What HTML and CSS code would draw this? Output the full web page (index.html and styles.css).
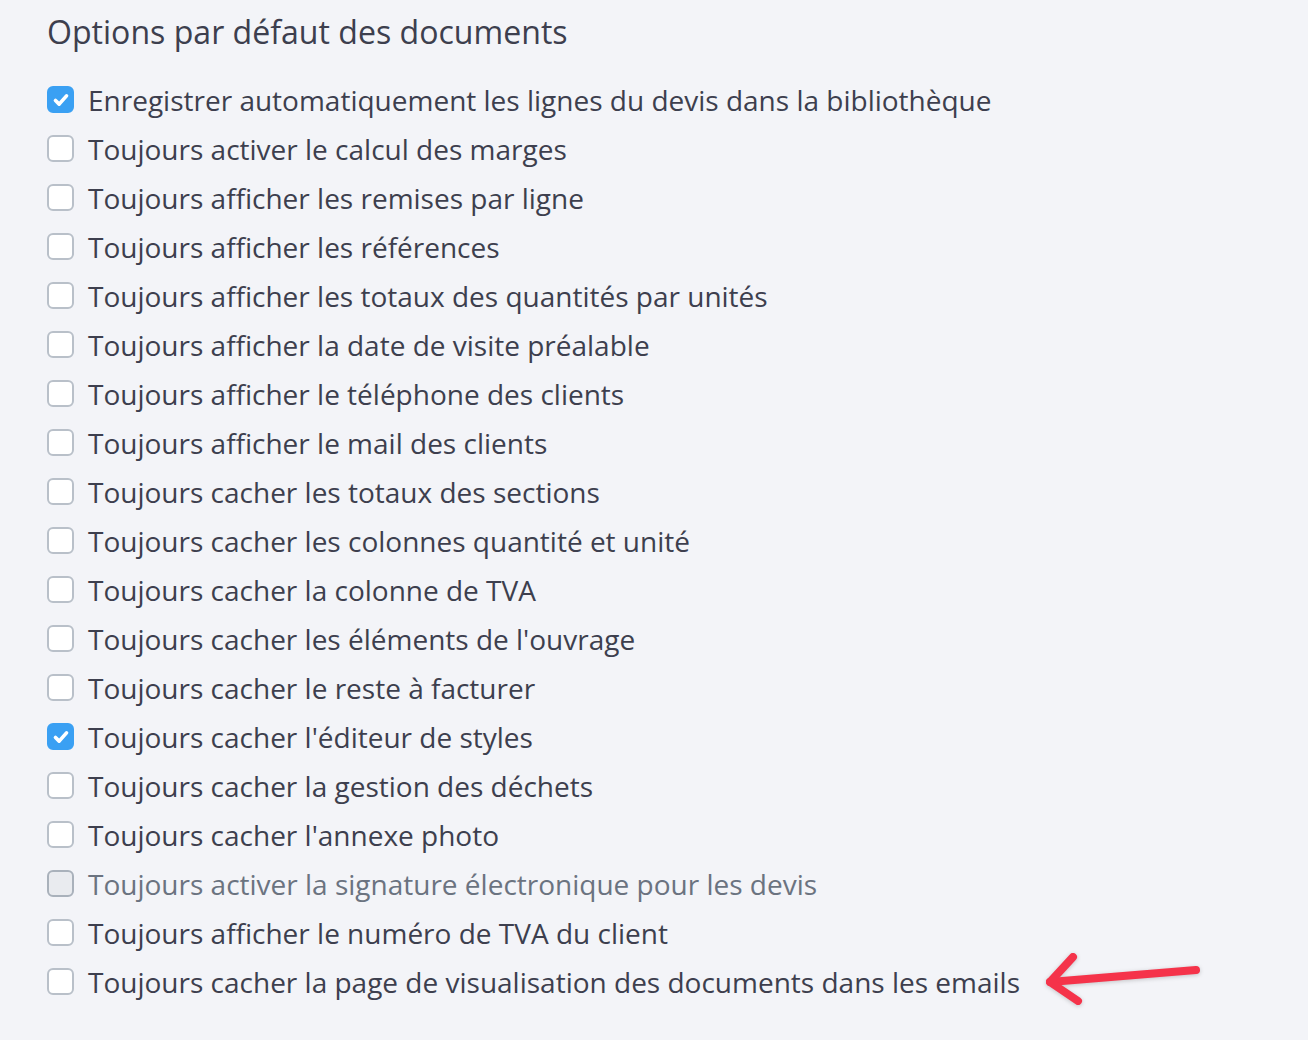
FILE: index.html
```html
<!DOCTYPE html>
<html lang="fr">
<head>
    <meta charset="UTF-8">
    <title>Options par défaut des documents</title>
    <link rel="stylesheet" href="styles.css">
</head>
<body>
    <div class="settings">
        <h2 class="settings-title">Options par défaut des documents</h2>

        <ul class="option-list">
            <li class="option"><span class="box checked"></span>Enregistrer automatiquement les lignes du devis dans la bibliothèque</li>
            <li class="option"><span class="box"></span>Toujours activer le calcul des marges</li>
            <li class="option"><span class="box"></span>Toujours afficher les remises par ligne</li>
            <li class="option"><span class="box"></span>Toujours afficher les références</li>
            <li class="option"><span class="box"></span>Toujours afficher les totaux des quantités par unités</li>
            <li class="option"><span class="box"></span>Toujours afficher la date de visite préalable</li>
            <li class="option"><span class="box"></span>Toujours afficher le téléphone des clients</li>
            <li class="option"><span class="box"></span>Toujours afficher le mail des clients</li>
            <li class="option"><span class="box"></span>Toujours cacher les totaux des sections</li>
            <li class="option"><span class="box"></span>Toujours cacher les colonnes quantité et unité</li>
            <li class="option"><span class="box"></span>Toujours cacher la colonne de TVA</li>
            <li class="option"><span class="box"></span>Toujours cacher les éléments de l'ouvrage</li>
            <li class="option"><span class="box"></span>Toujours cacher le reste à facturer</li>
            <li class="option"><span class="box checked"></span>Toujours cacher l'éditeur de styles</li>
            <li class="option"><span class="box"></span>Toujours cacher la gestion des déchets</li>
            <li class="option"><span class="box"></span>Toujours cacher l'annexe photo</li>
            <li class="option disabled"><span class="box"></span>Toujours activer la signature électronique pour les devis</li>
            <li class="option"><span class="box"></span>Toujours afficher le numéro de TVA du client</li>
            <li class="option">
                <span class="box"></span>Toujours cacher la page de visualisation des documents dans les emails
                <!-- annotation arrow -->
                <svg class="arrow" width="170" height="60" viewBox="0 0 170 60">
                    <g fill="none" stroke="#f5334a" stroke-width="8" stroke-linecap="round" stroke-linejoin="round">
                        <path d="M156 18 L10 30"/>
                        <path d="M33 5 L10 30 L38 49"/>
                    </g>
                </svg>
            </li>
        </ul>
    </div>
</body>
</html>
```

FILE: styles.css
```css
/* General Styling */
body {
    margin: 0;
    background-color: #f3f4f8;
    font-family: "Open Sans", sans-serif;
    color: #3d3f4e;
}

.settings {
    padding: 10px 47px;
}

.settings-title {
    margin: 0 0 21px;
    font-size: 32.1px;
    font-weight: 400;
    line-height: 44px;
    color: #3d3f4e;
}

/* Option list */
.option-list {
    list-style: none;
    margin: 0;
    padding: 0;
}

.option {
    position: relative;
    display: flex;
    align-items: center;
    height: 49px;
    font-size: 28px;
    white-space: nowrap;
}

.box {
    flex: none;
    width: 27px;
    height: 27px;
    margin-right: 14px;
    box-sizing: border-box;
    border: 2px solid #b9c0c9;
    border-radius: 6px;
    background-color: #fff;
}

.box.checked {
    border-color: #3aa0f3;
    background-color: #3aa0f3;
    background-image: url("data:image/svg+xml,%3Csvg xmlns='http://www.w3.org/2000/svg' viewBox='0 0 24 24'%3E%3Cpath d='M6 12.5l4 4 8-9' fill='none' stroke='white' stroke-width='4' stroke-linecap='round' stroke-linejoin='round'/%3E%3C/svg%3E");
    background-size: 22px;
    background-position: center;
    background-repeat: no-repeat;
}

.option.disabled {
    color: #6b7380;
}

.option.disabled .box {
    background-color: #e9ebef;
    border-color: #a9b1bb;
}

/* Annotation */
.arrow {
    position: absolute;
    left: 993px;
    top: -5px;
    filter: drop-shadow(0 1px 2px rgba(0, 0, 0, 0.2));
}
```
•••••
PROBLEM TO SOLVE:
Transcribe the listing in full and omit the pictures.

SOLUTION TO THE EXERCISE:
What HTML and CSS code would draw this? Output the full web page (index.html and styles.css).
FILE: index.html
```html
<!DOCTYPE html>
<html lang="fr">
<head>
    <meta charset="UTF-8">
    <title>Options par défaut des documents</title>
    <link rel="stylesheet" href="styles.css">
</head>
<body>
    <div class="settings">
        <h2 class="settings-title">Options par défaut des documents</h2>

        <ul class="option-list">
            <li class="option"><span class="box checked"></span>Enregistrer automatiquement les lignes du devis dans la bibliothèque</li>
            <li class="option"><span class="box"></span>Toujours activer le calcul des marges</li>
            <li class="option"><span class="box"></span>Toujours afficher les remises par ligne</li>
            <li class="option"><span class="box"></span>Toujours afficher les références</li>
            <li class="option"><span class="box"></span>Toujours afficher les totaux des quantités par unités</li>
            <li class="option"><span class="box"></span>Toujours afficher la date de visite préalable</li>
            <li class="option"><span class="box"></span>Toujours afficher le téléphone des clients</li>
            <li class="option"><span class="box"></span>Toujours afficher le mail des clients</li>
            <li class="option"><span class="box"></span>Toujours cacher les totaux des sections</li>
            <li class="option"><span class="box"></span>Toujours cacher les colonnes quantité et unité</li>
            <li class="option"><span class="box"></span>Toujours cacher la colonne de TVA</li>
            <li class="option"><span class="box"></span>Toujours cacher les éléments de l'ouvrage</li>
            <li class="option"><span class="box"></span>Toujours cacher le reste à facturer</li>
            <li class="option"><span class="box checked"></span>Toujours cacher l'éditeur de styles</li>
            <li class="option"><span class="box"></span>Toujours cacher la gestion des déchets</li>
            <li class="option"><span class="box"></span>Toujours cacher l'annexe photo</li>
            <li class="option disabled"><span class="box"></span>Toujours activer la signature électronique pour les devis</li>
            <li class="option"><span class="box"></span>Toujours afficher le numéro de TVA du client</li>
            <li class="option">
                <span class="box"></span>Toujours cacher la page de visualisation des documents dans les emails
                <!-- annotation arrow -->
                <svg class="arrow" width="170" height="60" viewBox="0 0 170 60">
                    <g fill="none" stroke="#f5334a" stroke-width="8" stroke-linecap="round" stroke-linejoin="round">
                        <path d="M156 18 L10 30"/>
                        <path d="M33 5 L10 30 L38 49"/>
                    </g>
                </svg>
            </li>
        </ul>
    </div>
</body>
</html>
```

FILE: styles.css
```css
/* General Styling */
body {
    margin: 0;
    background-color: #f3f4f8;
    font-family: "Open Sans", sans-serif;
    color: #3d3f4e;
}

.settings {
    padding: 10px 47px;
}

.settings-title {
    margin: 0 0 21px;
    font-size: 32.1px;
    font-weight: 400;
    line-height: 44px;
    color: #3d3f4e;
}

/* Option list */
.option-list {
    list-style: none;
    margin: 0;
    padding: 0;
}

.option {
    position: relative;
    display: flex;
    align-items: center;
    height: 49px;
    font-size: 28px;
    white-space: nowrap;
}

.box {
    flex: none;
    width: 27px;
    height: 27px;
    margin-right: 14px;
    box-sizing: border-box;
    border: 2px solid #b9c0c9;
    border-radius: 6px;
    background-color: #fff;
}

.box.checked {
    border-color: #3aa0f3;
    background-color: #3aa0f3;
    background-image: url("data:image/svg+xml,%3Csvg xmlns='http://www.w3.org/2000/svg' viewBox='0 0 24 24'%3E%3Cpath d='M6 12.5l4 4 8-9' fill='none' stroke='white' stroke-width='4' stroke-linecap='round' stroke-linejoin='round'/%3E%3C/svg%3E");
    background-size: 22px;
    background-position: center;
    background-repeat: no-repeat;
}

.option.disabled {
    color: #6b7380;
}

.option.disabled .box {
    background-color: #e9ebef;
    border-color: #a9b1bb;
}

/* Annotation */
.arrow {
    position: absolute;
    left: 993px;
    top: -5px;
    filter: drop-shadow(0 1px 2px rgba(0, 0, 0, 0.2));
}
```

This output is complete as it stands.